Prosegue senza sosta lo svuotamento degli organici nella Pubblica amministrazione. I dati pubblicati dal ministero dell’Economia mostrano che al 31 dicembre (rispetto allo stesso giorno del 2020) c’è stata una diminuzione di 30 mila dipendenti, frutto di una crescita degli esodi di 206 mila unità, insufficientemente compensata da 176 mila nuovi ingressi. Il fenomeno dello spopolamento della Pa viene da molto lontano.
I numeri
I dati del dicastero di Via XX Settembre indicano che nel decennio 2011-2021 tutti i sei comparti, ad eccezione di quello dell’Istruzione e Ricerca, registrano tassi di turn over quasi sempre negativi, indicando ciò una riduzione di personale pubblico continua e generalizzata.

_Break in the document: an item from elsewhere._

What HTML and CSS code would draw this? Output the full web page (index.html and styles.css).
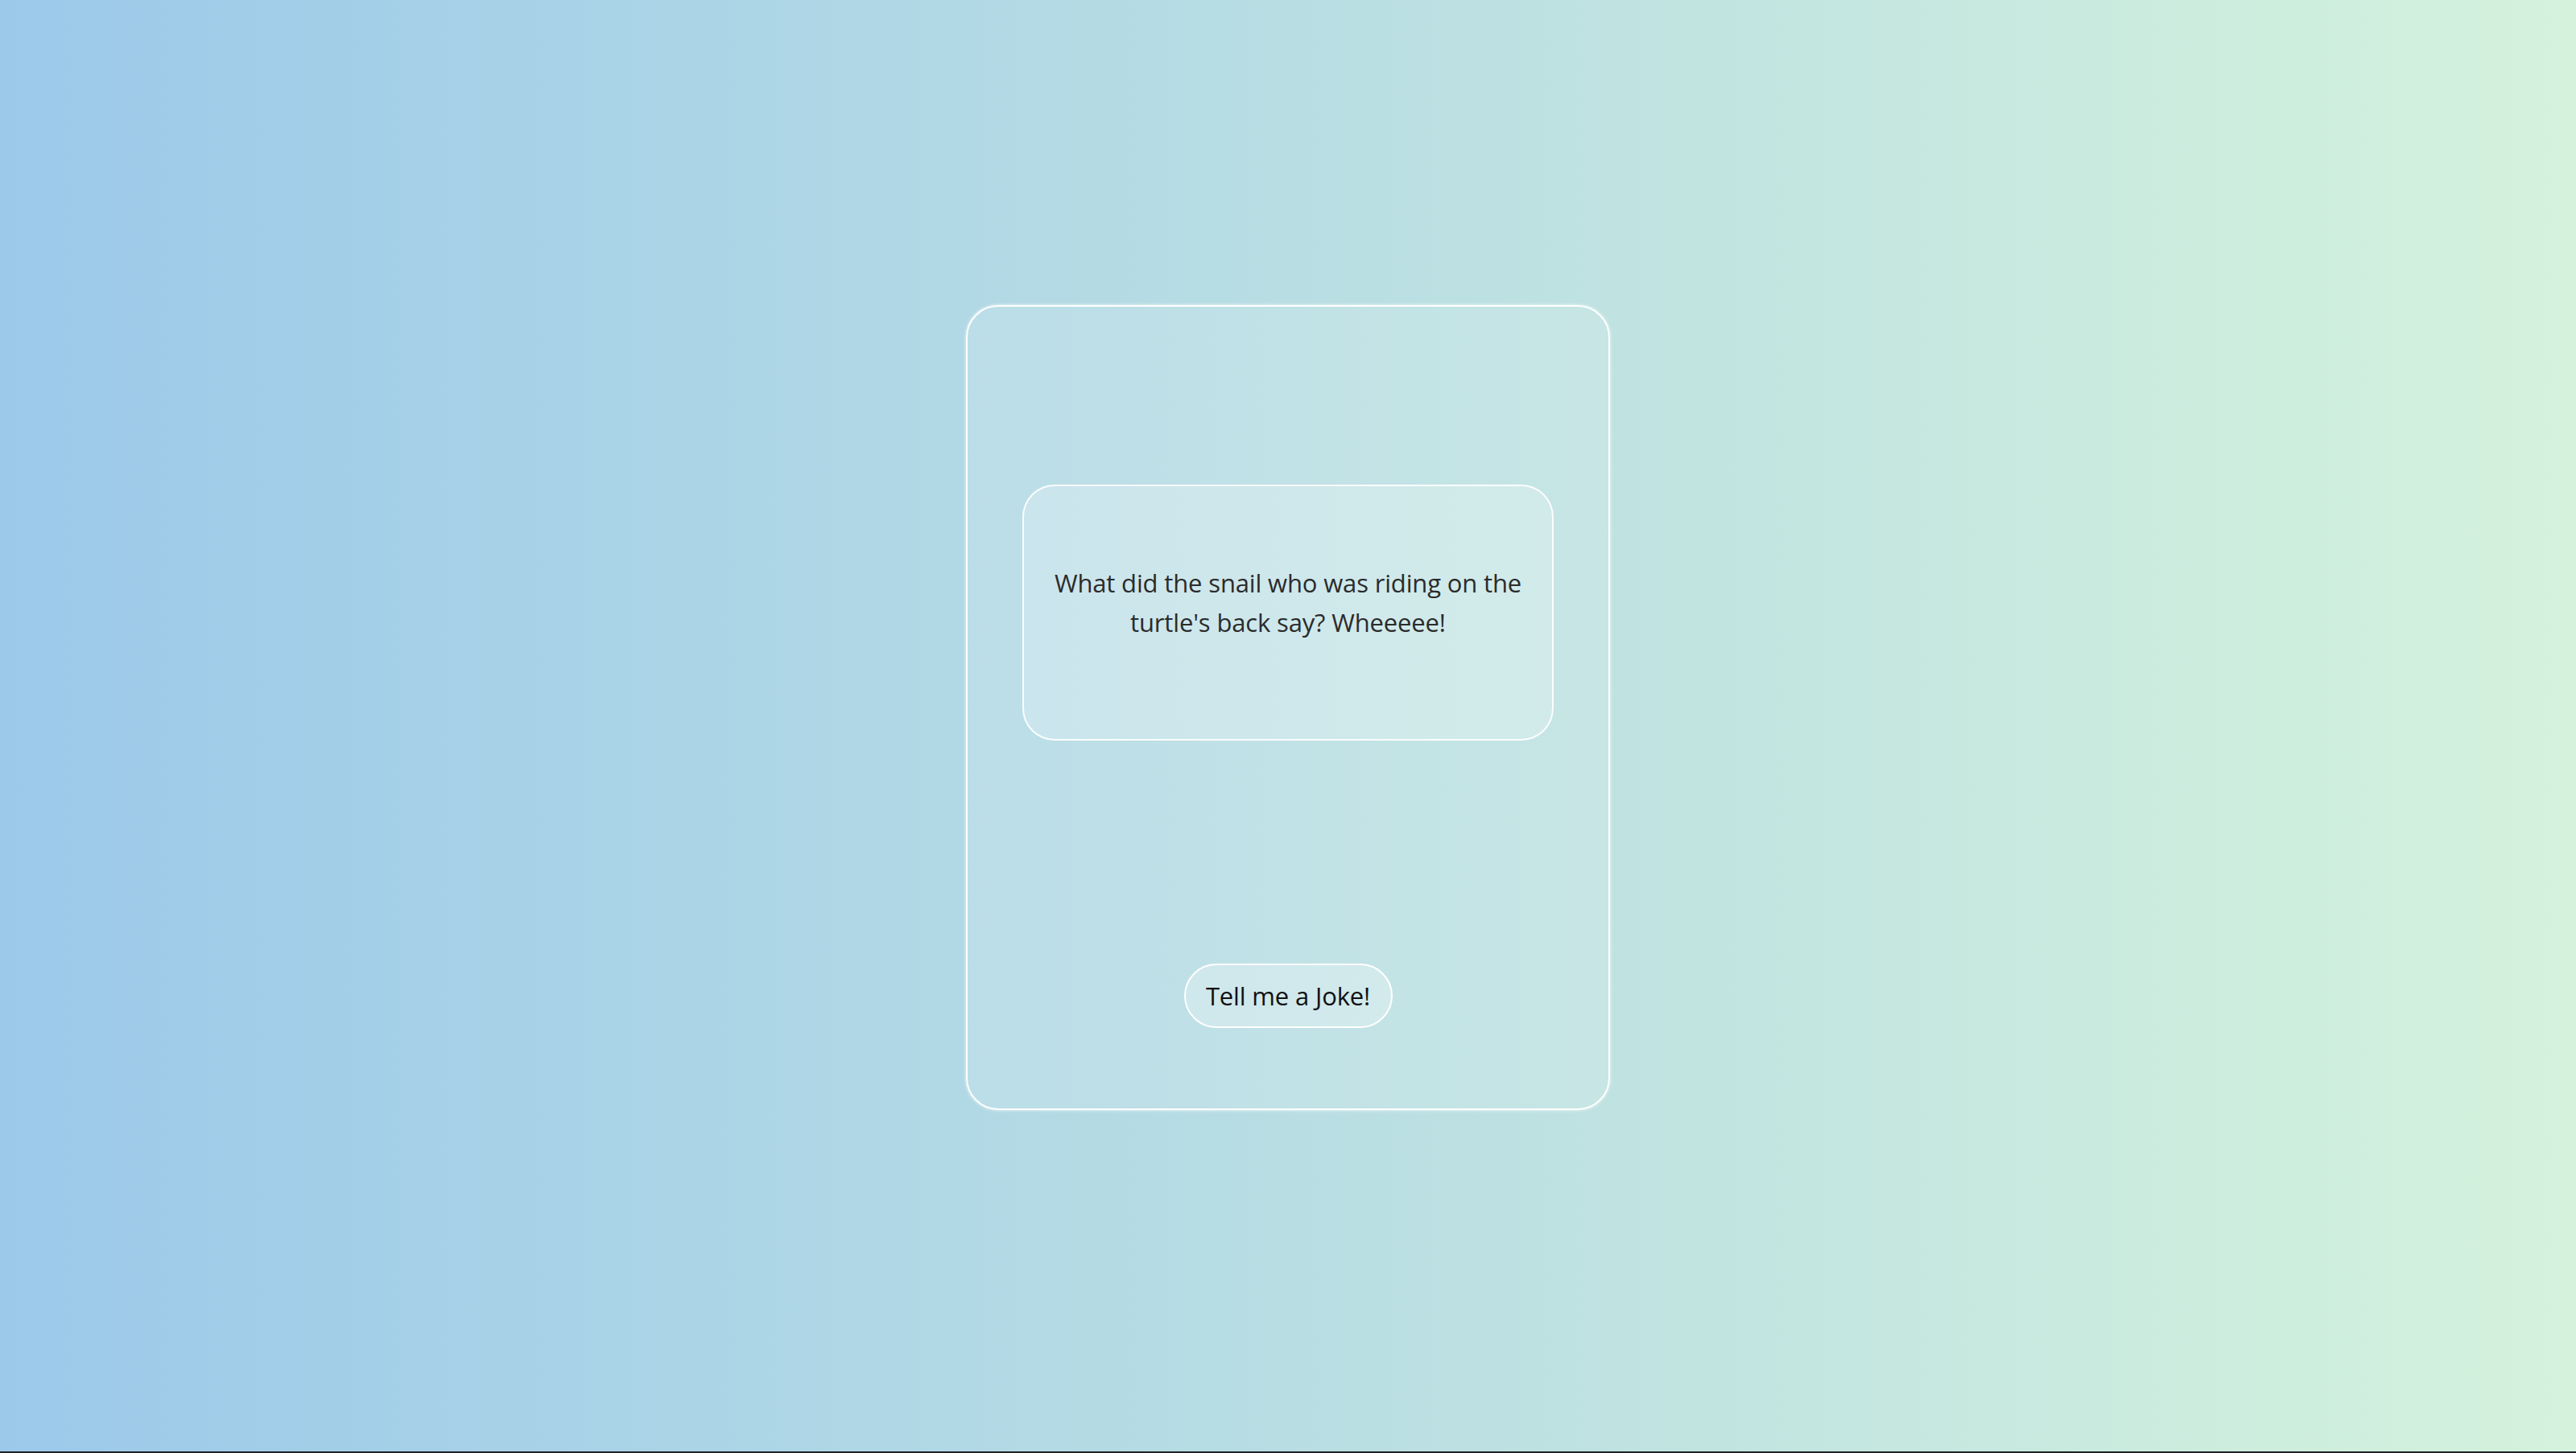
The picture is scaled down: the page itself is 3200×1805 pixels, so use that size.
FILE: index.html
```html
<!DOCTYPE html>
<html lang="en">
<head>
<meta charset="utf-8">
<title>Joke</title>
<link rel="stylesheet" href="styles.css">
</head>
<body>
<main class="page">
  <section class="card">
    <div class="joke">
      <p class="joke-text">What did the snail who was riding on the turtle's back say? Wheeeee!</p>
    </div>
    <button class="joke-btn" type="button">Tell me a Joke!</button>
  </section>
</main>
</body>
</html>
```
FILE: styles.css
```css
html {
  margin: 0;
  background: #202124;
}
body {
  margin: 0;
  font-family: "Open Sans", "Noto Sans", sans-serif;
}
.page {
  height: 1803px;
  box-sizing: border-box;
  padding-top: 379px;
  display: flex;
  flex-direction: column;
  align-items: center;
  background: linear-gradient(to right, #9cc9ea 0%, #d4f2dc 100%);
}
.card {
  width: 800px;
  height: 1000px;
  box-sizing: border-box;
  border: 2px solid #ffffff;
  border-radius: 40px;
  background: rgba(255, 255, 255, 0.13);
  box-shadow: 0 0 4px rgba(255, 255, 255, 0.8);
  display: flex;
  flex-direction: column;
  align-items: center;
  padding-top: 221px;
}
.joke {
  width: 660px;
  height: 318px;
  box-sizing: border-box;
  border: 2px solid rgba(255, 255, 255, 0.9);
  border-radius: 40px;
  background: rgba(255, 255, 255, 0.22);
  display: flex;
  align-items: flex-start;
  justify-content: center;
  padding: 96px 24px 0;
}
.joke-text {
  margin: 0;
  text-align: center;
  font-size: 31px;
  letter-spacing: -0.15px;
  line-height: 49px;
  color: #2b2b2b;
}
.joke-btn {
  margin-top: 277px;
  width: 259px;
  height: 80px;
  box-sizing: border-box;
  border: 2px solid #ffffff;
  border-radius: 40px;
  background: rgba(255, 255, 255, 0.25);
  font-family: "Open Sans", "Noto Sans", sans-serif;
  font-size: 31px;
  letter-spacing: -0.15px;
  color: #111111;
  padding: 0;
  cursor: pointer;
}
```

I comparti che presentano la perdita più elevata di personale sono quelli delle Funzioni locali e delle Funzioni Centrali, quest’ultimo con una riduzione particolarmente elevata nell’ultimo anno. Vale a dire circa il 50%. Un indicatore, in particolare, fornisce una ulteriore evidenza degli effetti del blocco del turn over. Ad eccezione del comparto Istruzione e ricerca, fino all’anno 2017 tutti i comparti registrano un rapporto inferiore a uno – soglia che indica l’invarianza nella consistenza complessiva del personale; dal 2018 si registra il superamento dell’unità nel comparto della Sanità, per gli enti del Comparto autonomo o fuori comparto e per il Personale in regime di diritto pubblico. In particolare, proprio il comparto delle Funzioni centrali ha il più basso rapporto di sostituzione; il tasso medio nel decennio considerato è pari a 0,32, con il minimo nel 2015 (0,13) ed il massimo nel 2019 (0,52). Ciò significa che mediamente nel decennio c’è stato un solo nuovo assunto a fronte di tre cessazioni e che nel 2019, la possibilità di sostituzione integrale delle cessazioni è stata utilizzata solo per metà. Tale possibilità è scesa ad un quinto del 2020, quando le procedure di reclutamento sono state ostacolate dall’emergenza sanitaria. Per la Sanità, per il comparto autonomo o fuori comparto e per il Personale in regime di diritto pubblico, il tasso di sostituzione medio nel decennio è stato pari a pari a 0,85, 0,90 e 0,84.
Nuove assunzioni
Con questi valori ci sono circa 1,2 cessazioni per ogni assunto. In questo quadro, è evidente che il ripopolamento degli uffici pubblici appare indispensabile per far funzionare la burocrazia. E c’è da sperare che la promessa del ministro Renato Brunetta (100 mila assunzioni quest’anno e 1,3 milioni entro il 2026) possa essere mantenuta, nonostante alcuni intoppi nella macchina dei concorsi. Il turn over, peraltro, dovrà essere coordinato con la riforma previdenziale. Dopo la fine del triennio sperimentale di Quota 100, governo e sindacati trattano da alcune settimane per trovare una soluzione che risolva la patata bollente delle uscite anticipate dal lavoro. Per i sindacati la formula è sempre la stessa, nulla cambia da tempo: i lavoratori devono poter scegliere di andare in pensione a 62 anni di età e 20 di contributi o 41 anni di contribuzione senza paletti sull’età anagrafica. Ma per il momento nulla si muove ed il governo resta fermo e non cede sull’asticella dei 67 anni. Quota 102 (il meccanismo transitorio escogitato per il 2022) scadrà a fine anno e l’idea del governo è di passare poi a quota 104 per progressivamente, nel corso degli anni, tornare alla Fornero con una uscita solo per vecchiaia a 67 anni d’età.